Hamas operatives and other radical Islamists have also welcomed the revolution in Tunisia. Hamas web forums are replete with postings praising the overthrow of Tunisia's "corrupt, dictatorial, oppressive" regime through a "blessed popular intifada." Other contributors point to connections between Palestinian Authority President Mahmoud Abbas and Ben Ali and hint that Abbas is "next in line." One Hamas site reprinted an article urging Secretary of State Hillary Clinton to "prepare an island somewhere in the Indian Ocean for many of her friends and allies from the Arab dictatorships."
Iranian President Mahmoud Ahmadinejad declared that Tunisians are on the path to establishing Islamic rule after overthrowing a Western-backed dictator.
"It is very clear that the nation of Tunisia rose up against a Western-backed dictator using Islamic, humane, monotheistic, and justice-seeking slogans," Ahmadinejad told a cheering crowd in the city of Yazd. "The Tunisians are after establishing Islamic law and rules."
In Egypt, the Muslim Brotherhood demanded that Mubarak dissolve parliament, hold new elections and end the country's 30-year-old emergency law banning political rallies. The Jordanian wing of the organization called on King Abdullah to dismiss the cabinet so an interim government could supervise a new election.
"The events in Tunisia are a cornerstone for the rest of the people of the Arab and Islamic world," the Egyptian Brotherhood said. "It is a message to all the despotic leaders and the corrupt regimes that they are not safe and they are living on the tip of a volcano of people's anger and God's wrath." Ahram Online reported that since Monday, at least five Egyptians have set themselves on fire in Cairo and Alexandria to protest economic conditions, and there have been similar incidents in Algeria and Mauritania. Within Egypt a debate is underway about the self-immolations and whether Tunisia-style revolts could spread elsewhere in the Arab world.

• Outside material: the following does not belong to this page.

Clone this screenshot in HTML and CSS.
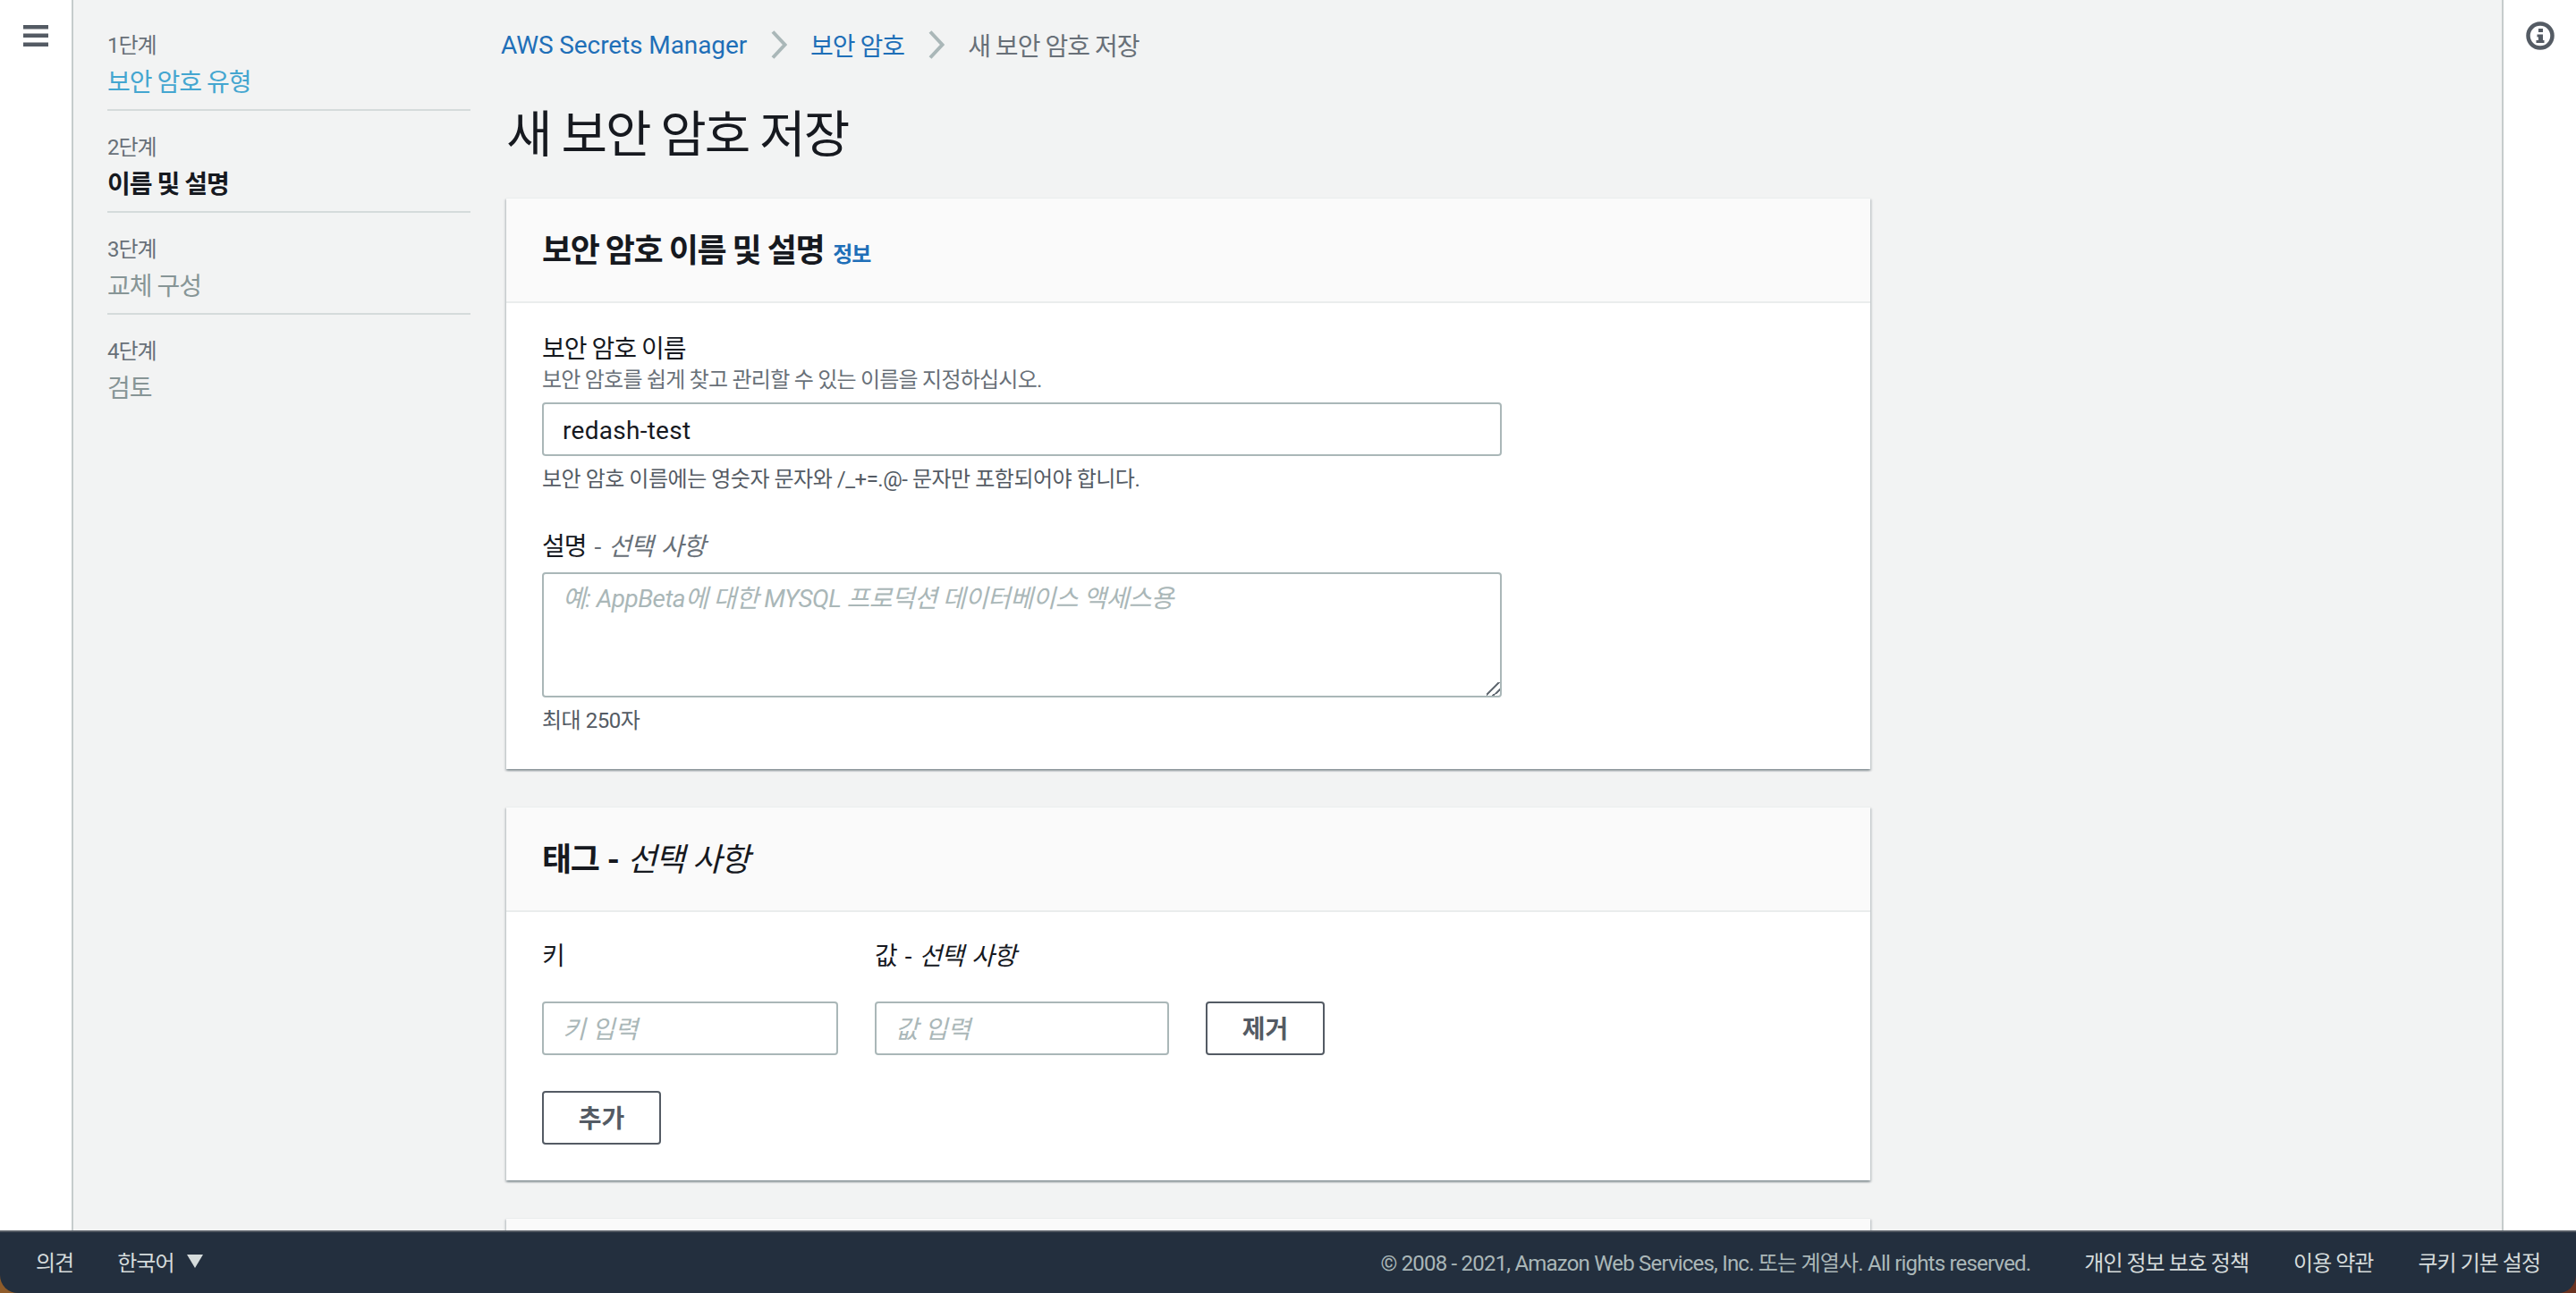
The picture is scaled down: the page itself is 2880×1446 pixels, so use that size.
FILE: index.html
```html
<!DOCTYPE html>
<html lang="ko">
<head>
<meta charset="utf-8">
<title>새 보안 암호 저장</title>
<link rel="stylesheet" href="styles.css">
</head>
<body>
<div class="app">
  <div class="shell">
    <aside class="rail rail-left">
      <svg class="menu-icon" viewBox="0 0 28 24" width="28" height="24" aria-label="메뉴">
        <rect x="0" y="0" width="28" height="4.5"/>
        <rect x="0" y="9.5" width="28" height="4.5"/>
        <rect x="0" y="19.5" width="28" height="4.5"/>
      </svg>
    </aside>
    <div class="content">
      <nav class="steps">
        <div class="step">
          <div class="step-num">1단계</div>
          <a class="step-name step-link">보안 암호 유형</a>
        </div>
        <div class="step">
          <div class="step-num">2단계</div>
          <div class="step-name step-current">이름 및 설명</div>
        </div>
        <div class="step">
          <div class="step-num">3단계</div>
          <div class="step-name step-todo">교체 구성</div>
        </div>
        <div class="step step-last">
          <div class="step-num">4단계</div>
          <div class="step-name step-todo">검토</div>
        </div>
      </nav>
      <main class="main">
        <div class="crumbs">
          <a class="link latin">AWS Secrets Manager</a>
          <svg class="chev" viewBox="0 0 18 32" width="18" height="32"><path d="M2 1.5 L15.5 16 L2 30.5"/></svg>
          <a class="link">보안 암호</a>
          <svg class="chev" viewBox="0 0 18 32" width="18" height="32"><path d="M2 1.5 L15.5 16 L2 30.5"/></svg>
          <span class="crumb-here">새 보안 암호 저장</span>
        </div>
        <h1 class="title">새 보안 암호 저장</h1>

        <section class="card">
          <header class="card-head">
            <h2 class="card-title">보안 암호 이름 및 설명</h2>
            <a class="info-link">정보</a>
          </header>
          <div class="card-body">
            <label class="label label-first">보안 암호 이름</label>
            <div class="desc">보안 암호를 쉽게 찾고 관리할 수 있는 이름을 지정하십시오.</div>
            <input class="field field-wide value" type="text" value="redash-test">
            <div class="hint">보안 암호 이름에는 영숫자 문자와 /_+=.@- 문자만 포함되어야 합니다.</div>
            <label class="label label-gap">설명 <span class="optional">- <i>선택 사항</i></span></label>
            <textarea class="field field-wide area" placeholder="예: AppBeta에 대한 MYSQL 프로덕션 데이터베이스 액세스용"></textarea>
            <div class="hint">최대 250자</div>
          </div>
        </section>

        <section class="card card-second">
          <header class="card-head">
            <h2 class="card-title tag-title">태그 - <i class="light">선택 사항</i></h2>
          </header>
          <div class="card-body tag-body">
            <div class="tag-labels">
              <label class="label tag-col-key">키</label>
              <label class="label tag-col-val wide-words">값 - <i>선택 사항</i></label>
            </div>
            <div class="tag-row">
              <input class="field tag-input tag-col-key" type="text" placeholder="키 입력">
              <input class="field tag-input tag-col-val" type="text" placeholder="값 입력">
              <button class="btn" type="button">제거</button>
            </div>
            <button class="btn btn-add" type="button">추가</button>
          </div>
        </section>

        <section class="card card-third"></section>
      </main>
    </div>
    <aside class="rail rail-right">
      <svg class="info-icon" viewBox="0 0 32 32" width="32" height="32" aria-label="정보">
        <circle cx="16" cy="16" r="13.5"/>
        <rect class="solid" x="14" y="8" width="5" height="4"/>
        <path class="solid" d="M12.5 14.5 H19 V21 H20.5 V24 H11.5 V21 H14 V17.5 H12.5 Z"/>
      </svg>
    </aside>
  </div>
  <footer class="footer">
    <div class="foot-left">
      <a class="foot-link">의견</a>
      <a class="foot-link foot-lang">한국어<span class="tri"></span></a>
    </div>
    <div class="foot-right">
      <span class="copy">© 2008 - 2021, Amazon Web Services, Inc. 또는 계열사. All rights reserved.</span>
      <a class="foot-link">개인 정보 보호 정책</a>
      <a class="foot-link">이용 약관</a>
      <a class="foot-link">쿠키 기본 설정</a>
    </div>
  </footer>
</div>
</body>
</html>
```
FILE: styles.css
```css
* { box-sizing: border-box; }
html, body { margin: 0; height: 100%; overflow: hidden; }
body {
  background: linear-gradient(90deg, #8f5c2a 0%, #6a3220 100%);
  color: #16191f;
  font-family: "Roboto", "Noto Sans CJK KR", sans-serif;
  font-size: 28px;
  letter-spacing: -0.035em;
}
.latin { letter-spacing: -0.1px; }
.app { display: flex; flex-direction: column; height: 100vh; }
.shell { display: flex; flex: 1; min-height: 0; background: #fff; }
.rail { background: #fff; flex: none; }
.rail-left { width: 80px; padding: 28px 0 0 26px; }
.rail-right { width: 81px; padding: 24px 0 0 25px; }
.menu-icon { display: block; fill: #545b64; }
.info-icon { display: block; fill: none; stroke: #545b64; stroke-width: 4.5; }
.info-icon .solid { fill: #545b64; stroke: none; }

.content {
  flex: 1; min-width: 0; display: flex;
  background: #f2f3f3;
  border-left: 2px solid #c6cccc;
  border-right: 2px solid #c6cccc;
  overflow: hidden;
}
.steps { width: 484px; flex: none; padding: 10px 0 0 38px; }
.step { width: 406px; padding: 25px 0 7px; border-bottom: 2px solid #d5dbdb; }
.step-last { border-bottom: 0; }
.step-num { font-size: 24px; line-height: 32px; color: #687078; margin-bottom: 4px; }
.step-name { display: block; line-height: 44px; }
.step-link { color: #44a6d0; }
.step-current { font-weight: 700; }
.step-todo { color: #879596; }

.main { width: 1525px; flex: none; }
.crumbs { display: flex; align-items: center; height: 44px; margin-top: 28px; margin-left: -6px; }
.link { color: #1f6fb8; }
.chev { margin: 0 26px 0 27px; fill: none; stroke: #aab7b8; stroke-width: 4; flex: none; }
.crumb-here { color: #687078; }
.title { margin: 43px 0 34px; font-size: 56px; line-height: 72px; font-weight: 400; letter-spacing: -2px; }

.card {
  background: #fff;
  border-top: 1px solid #eaeded;
  box-shadow: 0 2px 2px 0 rgba(0,28,36,.3), 2px 2px 2px 0 rgba(0,28,36,.1), -2px 2px 2px 0 rgba(0,28,36,.1);
}
.card-second { margin-top: 42px; }
.card-third { margin-top: 42px; height: 60px; background: #fafafa; }
.card-head {
  display: flex; align-items: baseline; gap: 10px;
  height: 117px; padding: 0 40px;
  background: #fafafa;
  border-bottom: 2px solid #eaeded;
  line-height: 119px;
}
.card-title { margin: 0; font-size: 36px; font-weight: 700; letter-spacing: -0.04em; }
.tag-title { word-spacing: 2px; }
.light { font-weight: 400; }
.info-link { font-size: 24px; font-weight: 700; color: #1f6fb8; }
.card-body { padding: 29px 40px 38px; }
.label { display: block; line-height: 40px; }
.label-first { padding-top: 3px; margin-bottom: -1px; height: 42px; }
.label-gap { margin-top: 40px; word-spacing: 3px; }
.wide-words { word-spacing: 3px; }
.optional { color: #687078; }
.desc { font-size: 24px; line-height: 32px; color: #687078; letter-spacing: -0.032em; height: 31px; }
.hint { font-size: 24px; line-height: 32px; color: #545b64; margin-top: 10px; letter-spacing: -0.02em; }
.field {
  display: block;
  height: 60px;
  padding: 0 21px;
  font: inherit;
  letter-spacing: -0.02em;
  color: #16191f;
  background: #fff;
  border: 2px solid #aab7b8;
  border-radius: 4px;
  outline: 0;
}
.value { padding-top: 2px; letter-spacing: 0.01em; }
.tag-input { padding-top: 2px; letter-spacing: 0; }
.field::placeholder { color: #aab7b8; font-style: italic; opacity: 1; }
.field-wide { width: 1073px; margin-top: 10px; }
.area { height: 140px; margin-top: 8px; padding: 12px 21px 8px; line-height: 32px; }
.area::-webkit-resizer {
  background: linear-gradient(135deg, transparent 0 42%, #687078 42% 52%, transparent 52% 70%, #687078 70% 80%, transparent 80%);
}

.tag-body { padding-top: 30px; padding-bottom: 40px; }
.tag-labels { display: flex; gap: 41px; }
.tag-row { display: flex; gap: 41px; margin-top: 30px; }
.tag-col-key { width: 331px; flex: none; }
.tag-col-val { width: 329px; flex: none; }
.btn {
  display: block;
  width: 133px; height: 60px; padding: 0 0 3px;
  font: inherit; font-weight: 700;
  color: #545b64; background: #fff;
  border: 2px solid #545b64; border-radius: 4px;
}
.btn-add { margin-top: 40px; }

.footer {
  flex: none; height: 70px;
  display: flex; justify-content: space-between; align-items: center;
  padding: 0 40px 3px;
  background: #232f3e;
  border-top: 2px solid #545b64;
  border-radius: 0 0 20px 20px;
  font-size: 24px;
  color: #d5dbdb;
}
.foot-left, .foot-right { display: flex; align-items: center; }
.foot-lang { display: flex; align-items: center; margin-left: 49px; }
.tri { width: 0; height: 0; margin-left: 14px; border-left: 9px solid transparent; border-right: 9px solid transparent; border-top: 15px solid #d5dbdb; }
.copy { color: #aab7b8; letter-spacing: -0.8px; }
.foot-right .foot-link { margin-left: 50px; }
.foot-right .copy + .foot-link { margin-left: 60px; }
```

Egyptian officials like Foreign Minister Ahmed Abul Gheit dismiss the very idea as "nonsense." Others, like Dr. Hany El-Sobky, a consultant psychiatrist, believe the Egyptian government doesn't understand the seriousness of the problem.
The people setting themselves on fire "are not sick. They are frustrated," El Sobky says. "But the government is in denial. The first day someone set himself on fire, they were quick to produce documents to say he is not well. The second day [they] did the same thing. Are they all crazy?"
A New York Times story Sunday indicated Islamists are not finding traction in this new wave of political upheaval. Rather, ideology is taking a backseat to the simple desire for change and a better life. Islamism "still has a powerful hold on people's imaginations across the region" and groups like the Brotherhood remain influential, the story said. But to many, the Islamist ideology has not lived up to its promises.
"People in the West are talking about the religious 'threat,'" Egyptian opposition leader Abdel-Halim Qandil told the newspaper. "They don't understand what kind of hell we are in right now. The country is congested and people are unable to confront the regime."
Amr Asaad, a marketing consultant, expects there will soon be an uprising in Egypt – "a big popular one. People are hungry, angry, deprived of basic rights in education, economy, employment, actual political power, even expression is controlled. They are mad at the unprecedented level of corruption and nepotism they see every day."
Whether such change would be a good thing remains to be seen. New York Times columnist Roger Cohen dismissed the security dangers posed by radical Islam and expressed hope that Tunisia and other Arab dictatorships would become like Turkey.
"If Tunisia can become the Arab world's Turkey, a functioning democracy where Islamism is part of the electoral mosaic rather than a threat to it, the tired refrain of all the Arab despots that they are the only bulwark against the jihadists will be seen for the self-serving lie it has become," Cohen wrote Thursday.
"A democratic Tunisia can do that Turkish thing," Cohen added. The real danger, he said, would come from "agents provocateurs bent on the worst, and the usual Muslim-hating naysayers."
But if Tunisia were to become like Turkey, it would hardly be reassuring to friends of democracy and freedom. While Turkey remains a parliamentary democracy, under Islamist Prime Minister Recep Tayyip Erdogan, it has also become a supporter of Iranian President Mahmoud Ahmadinejad, a defender of Tehran's nuclear program, and a strong supporter of the charity IHH, which has longstanding ties with terror groups like Hamas. In touting Turkey as a model for Tunisia, Cohen also ignores Erdogan's statements defending Hizballah and his hatred of Israel which drives him to side with the enemies of the United States.
Rather than a cause for giddiness or celebration, events in Tunisia should serve as a sobering reminder for U.S. policymakers about the durability of relationships and alliances with autocratic regimes in the Arab and Muslim worlds.
According to Middle East scholar Walid Phares, a critical struggle is under way in Tunisia between "civil society proponents" –Tunisians genuinely seeking to carry out a democratic revolution there – and "the Marxist left-wing, Pan Arab ultra nationalists and the Islamists." He writes that the key to forging a democratic future for Tunisia will be forming a partnership with the Tunisian Army – the one national institution currently capable of providing basic security in the country.
Phares urges the free world to work with the army and grassroots democracy advocates to head off the Islamists and other radical movements: "Absent such architecture, the totalitarian wolves, claiming victimhood under Ben Ali, will become the 'new regime' after a fierce struggle among them."